Similarly, all the physical quantities discussed here such as $\hat{H}_{I}$, $s_{i}$, and $\hat{A}$ are also dimensionless. Moreover, $\hbar$ is set to be unity throughout the whole paper for simplicity note:units . Again, detector $i$ is still prepared in the Gaussian initial state $\ket{d_{i}}$,

$\displaystyle\left\langle x_{i}|d_{i}\right\rangle=(\pi\Delta_{i})^{-1/4}\,\exp{\left(-\frac{x_{i}^{2}}{2\Delta_{i}}\right)},$

(3)

where $\ket{x_{i}}$ is the position eigenstate of detector $i$’s pointer, $\Delta_{i}\equiv s_{i}\sigma^{2}$ $(\textrm{with }s_{i}>0)$, and $\sigma^{2}$ is a parameter characterizing the measurement accuracy.
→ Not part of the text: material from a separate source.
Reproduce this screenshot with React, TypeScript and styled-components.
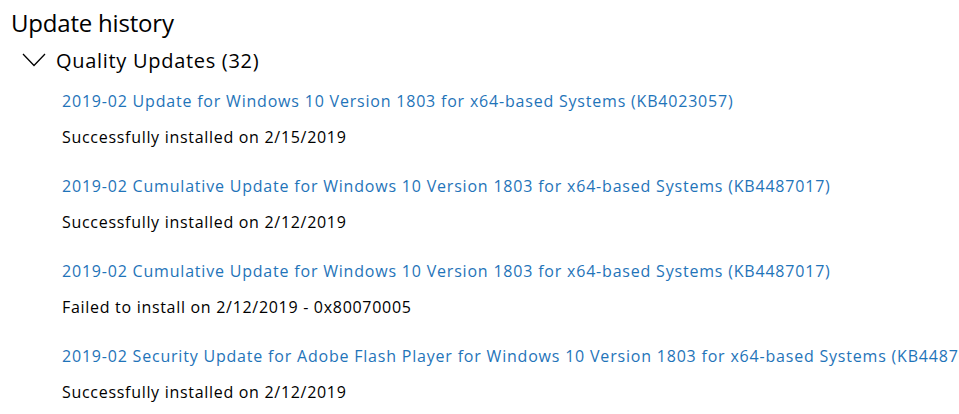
import React from 'react';
import styled, { createGlobalStyle } from 'styled-components';

const GlobalStyle = createGlobalStyle`
  html, body {
    margin: 0;
    padding: 0;
    background: #ffffff;
  }
  body {
    font-family: 'Open Sans', 'Noto Sans', sans-serif;
    color: #000000;
    overflow: hidden;
  }
`;

const Page = styled.div`
  width: 959px;
  height: 414px;
  overflow: hidden;
  padding: 6px 0 0 11px;
  box-sizing: border-box;
`;

const Title = styled.h1`
  margin: 0;
  font-size: 24px;
  font-weight: 400;
  letter-spacing: -0.2px;
  line-height: 34px;
`;

const GroupHeader = styled.div`
  display: flex;
  align-items: center;
  gap: 10px;
  margin: 0 0 0 11px;
  height: 40px;
  font-size: 20px;
  letter-spacing: 0.7px;
`;

const Chevron = styled.svg`
  width: 24px;
  height: 14px;
  flex: none;
`;

const List = styled.ul`
  list-style: none;
  margin: 3px 0 0;
  padding: 0 0 0 51px;
`;

const Item = styled.li`
  height: 85px;
`;

const Link = styled.a`
  display: block;
  white-space: nowrap;
  font-size: 16px;
  letter-spacing: 0.8px;
  line-height: 37px;
  color: #1f74b9;
  text-decoration: none;
  cursor: pointer;
`;

const Status = styled.div`
  font-size: 16px;
  letter-spacing: 0.7px;
  line-height: 34px;
  white-space: nowrap;
`;

const updates = [
  {
    name: '2019-02 Update for Windows 10 Version 1803 for x64-based Systems (KB4023057)',
    status: 'Successfully installed on 2/15/2019',
  },
  {
    name: '2019-02 Cumulative Update for Windows 10 Version 1803 for x64-based Systems (KB4487017)',
    status: 'Successfully installed on 2/12/2019',
  },
  {
    name: '2019-02 Cumulative Update for Windows 10 Version 1803 for x64-based Systems (KB4487017)',
    status: 'Failed to install on 2/12/2019 - 0x80070005',
  },
  {
    name: '2019-02 Security Update for Adobe Flash Player for Windows 10 Version 1803 for x64-based Systems (KB4487038)',
    status: 'Successfully installed on 2/12/2019',
  },
];

const App: React.FC = () => {
  return (
    <>
      <GlobalStyle />
      <Page>
        <Title>Update history</Title>
        <GroupHeader>
          <Chevron viewBox="0 0 24 14">
            <polyline points="1,1 12,12.5 23,1" fill="none" stroke="#000" strokeWidth="1.3" />
          </Chevron>
          Quality Updates (32)
        </GroupHeader>
        <List>
          {updates.map((u, i) => (
            <Item key={i}>
              <Link>{u.name}</Link>
              <Status>{u.status}</Status>
            </Item>
          ))}
        </List>
      </Page>
    </>
  );
};

export default App;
Before the coupling at $t_{r}$, the system and the two detectors are assumed to be uncorrelated with each other. Therefore, the density operator of the total system including the system and the detectors initially takes the following form:

$\displaystyle\hat{\rho}_{T}\equiv\hat{\rho}_{s}\otimes|d_{1}d_{2}\rangle\langle d_{1}d_{2}|,$

(4)

where $\hat{\rho}_{s}$ is the partial density operator of the system and $|d_{1}d_{2}\rangle\equiv|d_{1}\rangle\otimes|d_{2}\rangle$ is the uncorrelated Gaussian initial state of two detectors.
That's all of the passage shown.